Range changes brought about by global warming and climatic disruption are expected to change the character of the forests of northern New England and upstate New York. Climate models predict that in the longer term global warming will eventually transform the conifer forest of northern New England into the type of forest now found farther south either the deciduous forest of the Mid-Atlantic States, or the mixed forests characteristic of southern New England.
The conditions that currently support northern hardwood forests will shift up to 300 miles north during the next 100 years, causing the loss of these forests over much of the landscape. The distributions of white spruce, black spruce, red spruce, balsam fir and other species of cool climates will move north and these trees are likely to disappear from most of their current ranges in the Northeastern United States. If disturbances such as fire or storms increase as has been predicted by some scientists, this would hasten the decline.
Current modeling forecasts predict that maple sugar trees eventually would be completely eliminated as a regionally important species in the northeastern United States. Even where sugar maples are able to persist, changes in the freeze/thaw cycle are expected to reduce the quantity of syrup harvested. Maple syrup production is worth approximately $20 million annually in New England.
Milder winters are expected to increase the vulnerability of commercial forests to insect pests including eastern spruce budworm, gypsy moth and pine bark beetle. The hemlock wooly adelgid is also likely to be able to move northwards in New York and into Maine, New Hampshire and Vermont.
The increased frequency or severity of droughts projected by some climate models would adversely affect the health of many forest species. The regions magnificent stands of birch and beech are particularly vulnerable. .
Higher temperatures and more frequent droughts could be accompanied by an increase in forest fires. As a result, the number of early successional and more cosmopolitan species (such as red maple, gray birch and aspen) may increase in the forests at the expense of climax species. This would also help hasten the northward spread of southern species like oak and hickory.
Warming temperatures could bring about an increase in the frequency of massive ice storms. In 1998 such a storm damaged more than 17 million acres of forests. Hardwood species are the most vulnerable to ice damage .

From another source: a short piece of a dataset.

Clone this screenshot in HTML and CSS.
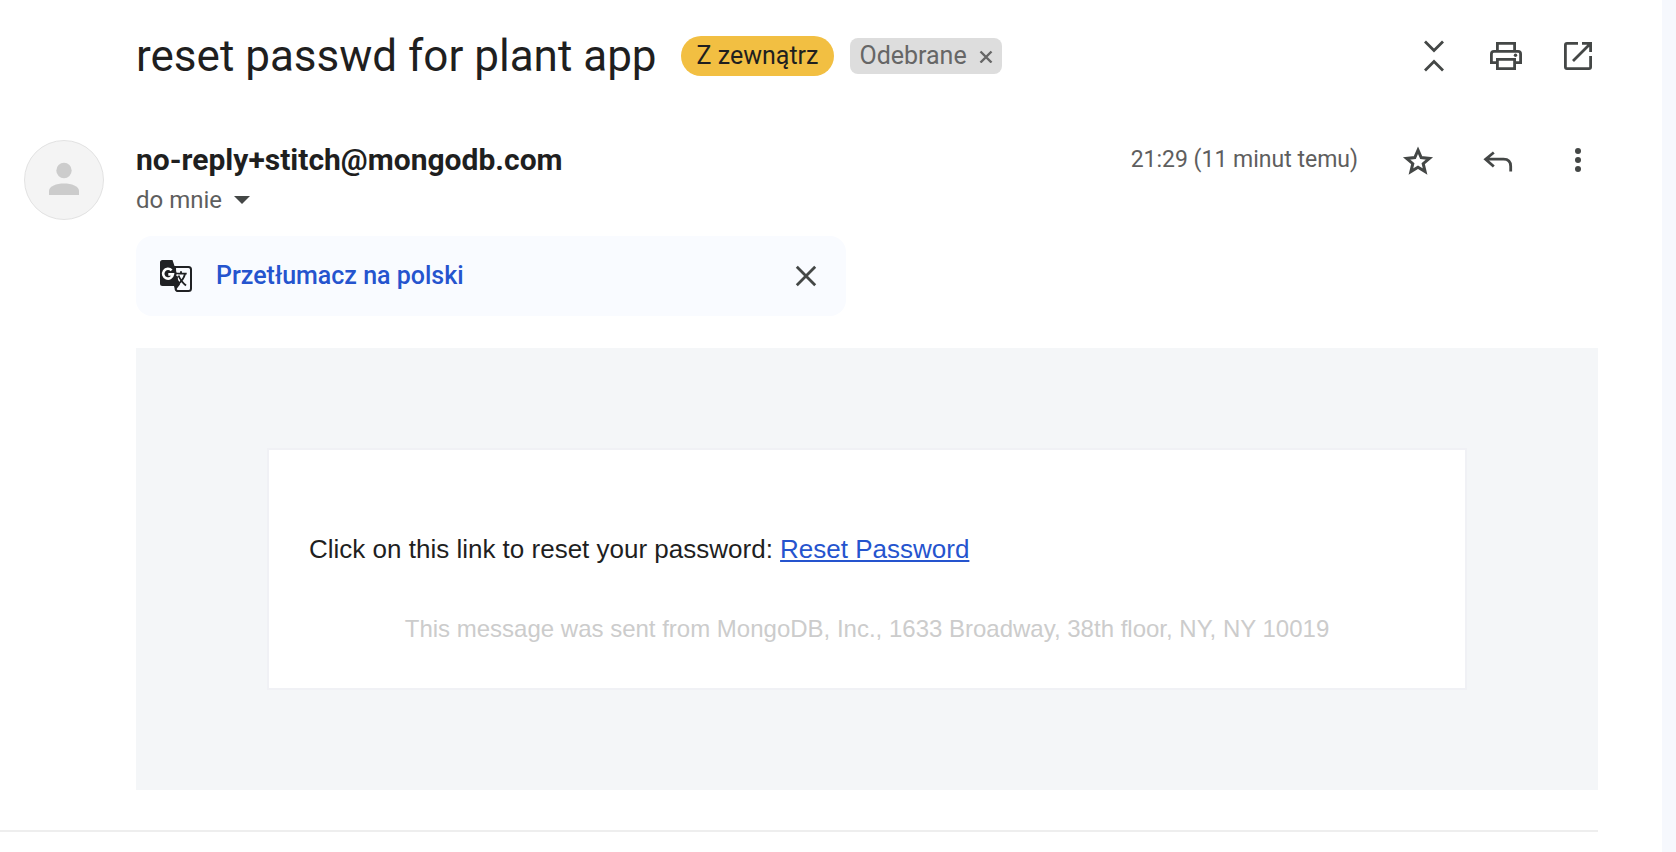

Higher summer temperatures will contribute to greater ground-level ozone formation with the likely effect of reducing forest productivity and harming commercial tree species like red spruce and white pine. Ozone impacts are expected to be worst in southern New York and central and southern New England.
Climate change may act in concert with other environmental stresses, including acid rain, ozone pollution, pests and drought, to reduce the productivity of forests.
The above information is from the fact sheet on Climate Change and the Northern Forest produced by Clean Air-Cool Planet, a New England based non-profit organization involved in finding and promoting solutions to global warming. The full fact sheet can be found at http://www.cleanair-coolplanet.org/information/factsheets.php. This fact sheet is based on the report Global Warming and Terrestrial Biodiversity Decline by Jay Malcolm and Adam Markham, World Wildlife Fund. 2000.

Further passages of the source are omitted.